British Art Now

I have tried before on this blog to address the thorny question of 'what is art?', something which often comes to mind when visiting the RA Summer Show and eavesdropping on other visitors. I have been thinking about it afresh, however, as in the last week I have visited both the new Dairy arts centre in Bloomsbury and the New Order exhibition at the Saatchi gallery that showcases the crop of what Saatchi considers the next YBAs.

There has been a lot of hype in the press about both exhibitions. Dairy is a space established to showcase art owned by Frank Cohen and Nicolai Frahm, who have been building their collections over years but only just resolved to show them. They have been mooted as the new alternative to Saatchi, with collections of similar breadth and cutting edge characteristics. The space in Bloomsbury is certainly striking, keeping a rugged, industrial feel covered in white paint. But I felt that with the opening work by John M Armleder it felt a bit like a well-funded degree show. Lots of colour and 'edgy' ideas displayed against walls with added pattern to create a non-white-cube feel. It didn't really do it for me.
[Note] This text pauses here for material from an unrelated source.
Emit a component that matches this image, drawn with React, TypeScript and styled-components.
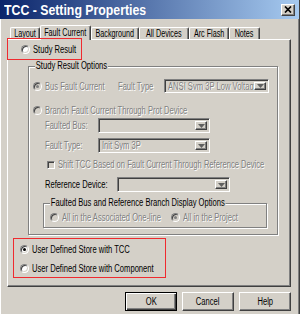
import React from "react";
import styled, { createGlobalStyle } from "styled-components";

const FONT = `"Liberation Sans", Arial, sans-serif`;

const Global = createGlobalStyle`
  html, body { margin: 0; padding: 0; background: #d4d0c8; }
  body { font-family: ${FONT}; }
`;

const Window = styled.div`
  width: 300px;
  height: 314px;
  box-sizing: border-box;
  background: #d4d0c8;
  border-right: 1px solid #404040;
  box-shadow: inset 1px 0 0 #fff, inset -1px 0 0 #808080;
  display: flex;
  flex-direction: column;
  overflow: hidden;
  font-family: ${FONT};
  font-size: 10px;
  color: #000;
`;

/* The reference is a horizontally condensed capture: text is squeezed. */
const Squeeze = styled.span<{ $s?: number; $origin?: string }>`
  display: inline-block;
  white-space: nowrap;
  transform: scaleX(${(p) => p.$s ?? 0.76});
  transform-origin: ${(p) => p.$origin ?? "left center"};
`;

const TitleBar = styled.div`
  height: 19px;
  flex: none;
  display: flex;
  align-items: center;
  justify-content: space-between;
  padding: 0 4px 0 4px;
  background: linear-gradient(90deg, #0a246a 0%, #a6caf0 100%);
`;

const Title = styled(Squeeze)`
  color: #fff;
  font-size: 15px;
  font-weight: bold;
`;

const CloseButton = styled.div`
  width: 14px;
  height: 12px;
  box-sizing: border-box;
  background: #d4d0c8;
  border: 1px solid;
  border-color: #fff #404040 #404040 #fff;
  box-shadow: inset -1px -1px 0 #808080;
  display: flex;
  align-items: center;
  justify-content: center;
`;

const Body = styled.div`
  flex: 1;
  display: flex;
  flex-direction: column;
  padding: 6px 8px 0 7px;
`;

const TabStrip = styled.div`
  height: 14px;
  display: flex;
  align-items: flex-end;
  padding-left: 3px;
`;

const Tab = styled.div<{ $w: number; $active?: boolean }>`
  width: ${(p) => p.$w}px;
  height: ${(p) => (p.$active ? 15 : 12)}px;
  margin-bottom: ${(p) => (p.$active ? -1 : 0)}px;
  padding-bottom: ${(p) => (p.$active ? 2 : 0)}px;
  box-sizing: border-box;
  border-left: 1px solid #fff;
  border-top: 1px solid #fff;
  border-right: 1px solid #404040;
  box-shadow: inset -1px 0 0 #808080;
  border-radius: 2px 2px 0 0;
  background: #d4d0c8;
  display: flex;
  align-items: center;
  justify-content: center;
  white-space: nowrap;
  position: relative;
  z-index: ${(p) => (p.$active ? 2 : 0)};
`;

const Panel = styled.div`
  height: 248px;
  box-sizing: border-box;
  border-top: 1px solid #fff;
  border-left: 1px solid #fff;
  border-right: 1px solid #404040;
  border-bottom: 1px solid #404040;
  box-shadow: inset -1px -1px 0 #808080;
  display: flex;
  flex-direction: column;
  align-items: flex-start;
`;

const RedBox = styled.div<{ $w: number; $h: number }>`
  width: ${(p) => p.$w}px;
  height: ${(p) => p.$h}px;
  box-sizing: border-box;
  border: 1px solid #ef2a2f;
  position: relative;
  z-index: 3;
  display: flex;
  flex-direction: column;
`;

const StudyBox = styled(RedBox)`
  margin: -2px 0 0 -1px;
  justify-content: center;
  padding-left: 13px;
`;

const StoreBox = styled(RedBox)`
  margin: 3px 0 0 5px;
  padding: 2px 0 0 6px;
`;

const Group = styled.div<{ $w: number; $h: number }>`
  position: relative;
  width: ${(p) => p.$w}px;
  height: ${(p) => p.$h}px;
  box-sizing: border-box;
  border: 1px solid #808080;
  box-shadow: inset 1px 1px 0 #fff, 1px 1px 0 #fff;
  display: flex;
  flex-direction: column;
`;

const OptionsGroup = styled(Group)`
  margin: 6px 0 0 20px;
  padding: 11px 0 0 4px;
`;

const DisplayGroup = styled(Group)`
  margin: 11px 0 0 10px;
  flex-direction: row;
  align-items: center;
  padding: 3px 0 0 6px;
`;

const GroupLabel = styled(Squeeze)`
  position: absolute;
  top: -7px;
  left: 6px;
  padding: 0 1px;
  background: #d4d0c8;
  line-height: 12px;
`;

const Row = styled.div<{ $h: number; $mt?: number; $ml?: number }>`
  display: flex;
  align-items: center;
  height: ${(p) => p.$h}px;
  margin-top: ${(p) => p.$mt ?? 0}px;
  margin-left: ${(p) => p.$ml ?? 0}px;
`;

const Text = styled(Squeeze)<{ $disabled?: boolean; $w?: number }>`
  color: ${(p) => (p.$disabled ? "#808080" : "#000")};
  text-shadow: ${(p) => (p.$disabled ? "1px 1px 0 #fff" : "none")};
  ${(p) => (p.$w ? `width: ${p.$w}px; flex: none;` : "")}
`;

const Option = styled.label<{ $w?: number }>`
  display: flex;
  align-items: center;
  gap: 3px;
  height: 16px;
  ${(p) => (p.$w ? `width: ${p.$w}px; flex: none;` : "")}
`;

const RadioDot = styled.span<{ $checked?: boolean; $disabled?: boolean }>`
  width: 9px;
  height: 9px;
  flex: none;
  box-sizing: border-box;
  border-radius: 50%;
  border: 1px solid;
  border-color: #808080 #fff #fff #808080;
  box-shadow: inset 1px 1px 0 #404040, inset -1px -1px 0 #d4d0c8;
  background: ${(p) => (p.$disabled ? "#d4d0c8" : "#fff")};
  display: flex;
  align-items: center;
  justify-content: center;
  &::after {
    content: "";
    width: 3px;
    height: 3px;
    border-radius: 50%;
    background: ${(p) => (p.$disabled ? "#808080" : "#000")};
    display: ${(p) => (p.$checked ? "block" : "none")};
  }
`;

const CheckBox = styled.span`
  width: 8px;
  height: 8px;
  flex: none;
  box-sizing: border-box;
  border: 1px solid;
  border-color: #808080 #fff #fff #808080;
  box-shadow: inset 1px 1px 0 #404040;
  background: #d4d0c8;
`;

const CheckOption = styled.label`
  display: flex;
  align-items: center;
  gap: 3px;
`;

const SelectBox = styled.div<{ $w: number; $h: number }>`
  width: ${(p) => p.$w}px;
  height: ${(p) => p.$h}px;
  flex: none;
  box-sizing: border-box;
  border: 1px solid;
  border-color: #808080 #fff #fff #808080;
  box-shadow: inset 1px 1px 0 #404040, inset -1px -1px 0 #d4d0c8;
  background: #d4d0c8;
  padding: 2px;
  display: flex;
  align-items: stretch;
`;

const SelectValue = styled.span`
  flex: 1;
  overflow: hidden;
  display: flex;
  align-items: center;
  padding-left: 1px;
`;

const ArrowButton = styled.span`
  width: 12px;
  flex: none;
  box-sizing: border-box;
  border: 1px solid;
  border-color: #fff #404040 #404040 #fff;
  box-shadow: inset -1px -1px 0 #808080;
  display: flex;
  align-items: center;
  justify-content: center;
`;

const ButtonRow = styled.div`
  display: flex;
  justify-content: flex-end;
  gap: 5px;
  margin-top: 5px;
`;

const Button = styled.button<{ $default?: boolean }>`
  width: 52px;
  height: 19px;
  box-sizing: border-box;
  padding: 0;
  background: #d4d0c8;
  font-family: ${FONT};
  font-size: 10px;
  color: #000;
  display: flex;
  align-items: center;
  justify-content: center;
  border: 1px solid;
  border-color: ${(p) => (p.$default ? "#000" : "#fff #404040 #404040 #fff")};
  box-shadow: ${(p) =>
    p.$default
      ? "inset 1px 1px 0 #fff, inset -1px -1px 0 #404040, inset -2px -2px 0 #808080"
      : "inset -1px -1px 0 #808080"};
`;

const Arrow = () => (
  <svg width="7" height="4" viewBox="0 0 7 4">
    <path d="M0 0h7L3.5 4z" fill="#606060" />
  </svg>
);

const Select = ({ w, h, value }: { w: number; h: number; value?: string }) => (
  <SelectBox $w={w} $h={h}>
    <SelectValue>{value && <Text $disabled>{value}</Text>}</SelectValue>
    <ArrowButton>
      <Arrow />
    </ArrowButton>
  </SelectBox>
);

const Radio = ({
  label,
  checked,
  disabled,
  w,
}: {
  label: string;
  checked?: boolean;
  disabled?: boolean;
  w?: number;
}) => (
  <Option $w={w}>
    <RadioDot $checked={checked} $disabled={disabled} />
    <Text $disabled={disabled}>{label}</Text>
  </Option>
);

const tabs = [
  { label: "Layout", w: 30 },
  { label: "Fault Current", w: 51, active: true },
  { label: "Background", w: 48 },
  { label: "All Devices", w: 50 },
  { label: "Arc Flash", w: 40 },
  { label: "Notes", w: 31 },
];

export default function App() {
  return (
    <>
      <Global />
      <Window>
        <TitleBar>
          <Title $s={0.82}>TCC - Setting Properties</Title>
          <CloseButton>
            <svg width="8" height="7" viewBox="0 0 8 7">
              <path d="M1 0.5L7 6.5M7 0.5L1 6.5" stroke="#000" strokeWidth="1.7" />
            </svg>
          </CloseButton>
        </TitleBar>
        <Body>
          <TabStrip>
            {tabs.map((t) => (
              <Tab key={t.label} $w={t.w} $active={t.active}>
                <Squeeze $s={0.72} $origin="center">{t.label}</Squeeze>
              </Tab>
            ))}
          </TabStrip>
          <Panel>
            <StudyBox $w={75} $h={22}>
              <Radio label="Study Result" />
            </StudyBox>

            <OptionsGroup $w={250} $h={169}>
              <GroupLabel>Study Result Options</GroupLabel>
              <Row $h={16}>
                <Radio label="Bus Fault Current" checked disabled w={85} />
                <Text $disabled $w={46}>Fault Type</Text>
                <Select w={105} h={14} value="ANSI Sym 3P Low Voltag" />
              </Row>
              <Row $h={16} $mt={8}>
                <Radio label="Branch Fault Current Through Prot Device" disabled />
              </Row>
              <Row $h={15} $ml={12}>
                <Text $disabled $w={53}>Faulted Bus:</Text>
                <Select w={112} h={15} />
              </Row>
              <Row $h={15} $mt={5} $ml={12}>
                <Text $disabled $w={53}>Fault Type:</Text>
                <Select w={112} h={15} value="Init Sym 3P" />
              </Row>
              <Row $h={15} $mt={4} $ml={14}>
                <CheckOption>
                  <CheckBox />
                  <Text $disabled>Shift TCC Based on Fault Current Through Reference Device</Text>
                </CheckOption>
              </Row>
              <Row $h={15} $mt={5} $ml={12}>
                <Text $w={72}>Reference Device:</Text>
                <Select w={113} h={15} />
              </Row>
              <DisplayGroup $w={224} $h={25}>
                <GroupLabel>Faulted Bus and Reference Branch Display Options</GroupLabel>
                <Radio label="All in the Associated One-line" disabled w={121} />
                <Radio label="All in the Project" checked disabled />
              </DisplayGroup>
            </OptionsGroup>

            <StoreBox $w={153} $h={40}>
              <Radio label="User Defined Store with TCC" checked />
              <Row $h={16} $mt={3}>
                <Radio label="User Defined Store with Component" />
              </Row>
            </StoreBox>
          </Panel>
          <ButtonRow>
            <Button $default>
              <Squeeze $origin="center">OK</Squeeze>
            </Button>
            <Button>
              <Squeeze $origin="center">Cancel</Squeeze>
            </Button>
            <Button>
              <Squeeze $origin="center">Help</Squeeze>
            </Button>
          </ButtonRow>
        </Body>
      </Window>
    </>
  );
}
The Saatchi gallery is showing 17 young artists as the 'new order' in British contemporary art, of whom I had only previously heard of James Capper who has recently had a show at the Yorkshire Sculpture Park. Some of the works were striking, Sara Barker's large yet delicate aluminium geometrical structures have the feel of both Giacometti and Ben Nicholson, and Rafal Zawistowski 'Twelve Popes' was surprisingly arresting, showing twelve individual portraits of popes in bright, thick, abstract oil, glowing against a pale halo and a sheer background. Again the rest left me pretty cold.
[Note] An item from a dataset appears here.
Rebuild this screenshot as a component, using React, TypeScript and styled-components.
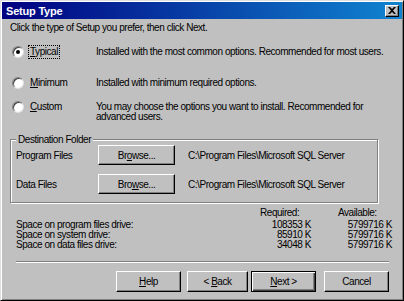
import React from 'react'
import styled, { createGlobalStyle } from 'styled-components'

const GlobalStyle = createGlobalStyle`
  body {
    margin: 0;
    background: #c0c0c0;
    font-family: "Liberation Sans", Arial, sans-serif;
    font-size: 10px;
    letter-spacing: -0.45px;
    color: #000;
    white-space: nowrap;
  }
`

const Window = styled.div`
  width: 404px;
  height: 301px;
  box-sizing: border-box;
  background: #c0c0c0;
  border: 1px solid;
  border-color: #dfdfdf #000 #000 #dfdfdf;
  box-shadow: inset 1px 1px #fff, inset -1px -1px #808080;
  padding: 1px;
  display: flex;
  flex-direction: column;
  overflow: hidden;
`

const TitleBar = styled.div`
  height: 17px;
  flex-shrink: 0;
  display: flex;
  align-items: center;
  justify-content: space-between;
  padding: 0 3px 0 4px;
  background: linear-gradient(to right, #000080, #1084d0);
  color: #fff;
  font-weight: bold;
  font-size: 11px;
  letter-spacing: -0.2px;
`

const CloseButton = styled.div`
  width: 14px;
  height: 12px;
  box-sizing: border-box;
  background: #c0c0c0;
  border: 1px solid;
  border-color: #fff #000 #000 #fff;
  box-shadow: inset -1px -1px #808080;
  display: flex;
  align-items: center;
  justify-content: center;
`

const Body = styled.div`
  padding: 3px 0 0 8px;
  display: flex;
  flex-direction: column;
`

const Intro = styled.div`
  line-height: 12px;
`

const OptionRow = styled.div<{ $top: number }>`
  display: grid;
  grid-template-columns: 84px 1fr;
  align-items: start;
  margin-top: ${(p) => p.$top}px;
  padding-left: 2px;
`

const RadioLabel = styled.div`
  display: flex;
  align-items: center;
  height: 14px;
`

const RadioCircle = styled.span<{ $checked?: boolean }>`
  width: 12px;
  height: 12px;
  box-sizing: border-box;
  border-radius: 50%;
  background: #fff;
  border: 1px solid;
  border-color: #808080 #dfdfdf #dfdfdf #808080;
  box-shadow: inset 1px 1px #404040;
  display: flex;
  align-items: center;
  justify-content: center;
  margin-right: 4px;

  &::after {
    content: '';
    width: 4px;
    height: 4px;
    border-radius: 50%;
    background: ${(p) => (p.$checked ? '#000' : 'transparent')};
  }
`

const LabelText = styled.span<{ $focus?: boolean }>`
  line-height: 12px;
  padding: 0 1px;
  border: 1px dotted ${(p) => (p.$focus ? '#000' : 'transparent')};
`

const Desc = styled.div`
  padding-top: 2px;
  line-height: 10px;
`

const Group = styled.div`
  position: relative;
  margin-top: 17px;
  width: 368px;
  box-sizing: border-box;
  border: 1px solid #808080;
  box-shadow: inset 1px 1px #fff, 1px 1px #fff;
  padding: 5px 0 8px 5px;
  display: flex;
  flex-direction: column;
  gap: 9px;
`

const Legend = styled.span`
  position: absolute;
  top: -6px;
  left: 5px;
  padding: 0 2px;
  line-height: 11px;
  background: #c0c0c0;
`

const FolderRow = styled.div`
  display: flex;
  align-items: center;
  height: 20px;
`

const FolderLabel = styled.span`
  width: 82px;
`

const Button = styled.div<{ $width: number; $default?: boolean }>`
  width: ${(p) => p.$width}px;
  height: 20px;
  box-sizing: border-box;
  display: flex;
  align-items: center;
  justify-content: center;
  background: #c0c0c0;
  border: 1px solid;
  border-color: ${(p) => (p.$default ? '#000' : '#fff #000 #000 #fff')};
  box-shadow: ${(p) =>
    p.$default
      ? 'inset 1px 1px #fff, inset -1px -1px #404040, inset -2px -2px #808080'
      : 'inset -1px -1px #808080'};
`

const Path = styled.span`
  margin-left: 13px;
`

const SpaceTable = styled.div`
  margin: 5px 0 0 6px;
  display: grid;
  grid-template-columns: 244px 51px 27px 54px;
  line-height: 10px;
`

const Head = styled.span`
  margin-bottom: 2px;
`

const Num = styled.span`
  text-align: right;
`

const Separator = styled.div`
  margin: 11px 0 0 6px;
  width: 373px;
  height: 1px;
  background: #808080;
  border-bottom: 1px solid #fff;
`

const ButtonRow = styled.div`
  margin: 8px 0 0 106px;
  display: flex;
  height: 21px;
`

const ActionButton = styled(Button)<{ $gap?: number }>`
  height: 21px;
  margin-left: ${(p) => p.$gap ?? 0}px;
`

const U = styled.span`
  text-decoration: underline;
`

const rows = [
  ['Space on program files drive:', '108353 K', '5799716 K'],
  ['Space on system drive:', '85910 K', '5799716 K'],
  ['Space on data files drive:', '34048 K', '5799716 K'],
]

export default function App() {
  return (
    <>
      <GlobalStyle />
      <Window>
        <TitleBar>
          <span>Setup Type</span>
          <CloseButton>
            <svg width="8" height="7" viewBox="0 0 8 7">
              <path d="M0 0h2l2 2 2-2h2L5 3.5 8 7H6L4 5 2 7H0l3-3.5z" fill="#000" />
            </svg>
          </CloseButton>
        </TitleBar>
        <Body>
          <Intro>Click the type of Setup you prefer, then click Next.</Intro>

          <OptionRow $top={11}>
            <RadioLabel>
              <RadioCircle $checked />
              <LabelText $focus>
                <U>T</U>ypical
              </LabelText>
            </RadioLabel>
            <Desc>Installed with the most common options. Recommended for most users.</Desc>
          </OptionRow>
          <OptionRow $top={17}>
            <RadioLabel>
              <RadioCircle />
              <LabelText>
                <U>M</U>inimum
              </LabelText>
            </RadioLabel>
            <Desc>Installed with minimum required options.</Desc>
          </OptionRow>
          <OptionRow $top={10}>
            <RadioLabel>
              <RadioCircle />
              <LabelText>
                <U>C</U>ustom
              </LabelText>
            </RadioLabel>
            <Desc>
              You may choose the options you want to install. Recommended for
              <br />
              advanced users.
            </Desc>
          </OptionRow>

          <Group>
            <Legend>Destination Folder</Legend>
            <FolderRow>
              <FolderLabel>Program Files</FolderLabel>
              <Button $width={77}>
                <span>
                  Br<U>o</U>wse...
                </span>
              </Button>
              <Path>C:\Program Files\Microsoft SQL Server</Path>
            </FolderRow>
            <FolderRow>
              <FolderLabel>Data Files</FolderLabel>
              <Button $width={77}>
                <span>
                  Bro<U>w</U>se...
                </span>
              </Button>
              <Path>C:\Program Files\Microsoft SQL Server</Path>
            </FolderRow>
          </Group>

          <SpaceTable>
            <span />
            <Head>Required:</Head>
            <span />
            <Head>Available:</Head>
            {rows.map(([label, req, avail]) => (
              <React.Fragment key={label}>
                <span>{label}</span>
                <Num>{req}</Num>
                <span />
                <Num>{avail}</Num>
              </React.Fragment>
            ))}
          </SpaceTable>

          <Separator />

          <ButtonRow>
            <ActionButton $width={65}>
              <span>
                <U>H</U>elp
              </span>
            </ActionButton>
            <ActionButton $width={61} $gap={6}>
              <span>
                &lt; <U>B</U>ack
              </span>
            </ActionButton>
            <ActionButton $width={65} $gap={3} $default>
              <span>
                <U>N</U>ext &gt;
              </span>
            </ActionButton>
            <ActionButton $width={65} $gap={8}>
              Cancel
            </ActionButton>
          </ButtonRow>
        </Body>
      </Window>
    </>
  )
}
Both shows have been thrown into relief however, by a seminar that I attended in Cambridge on Wednesday, where Alana Jelinek, an artist and post-doc at the Museum of Archaeology and Anthropology, talked about the disciplinary clash between artists and museums. She argued that art as a discipline has its own historical conventions and systems against which 'good' work is measured, with which both museums and artists themselves need to engage. This, she suggested, will help rebalance the power of the art market. The New Order show makes me feel uncomfortable because with it Saatchi is giving these artists a new power in the market based on what he thinks is 'good' 'art.'

So is 'art' by definition 'good'? If it is one is it necessarily the other? I still don't know. But I do know that you recognise art when you see it. Downstairs at the Saatchi Gallery they have Richard Wilson's 20:50 on show again, a simple and unsettling installation which fills a room with the still, reflective surface of a mass of sump oil. It is extraordinary and mesmerising, and makes you want to stand quietly, drinking in the effect. That, I think, is what art is.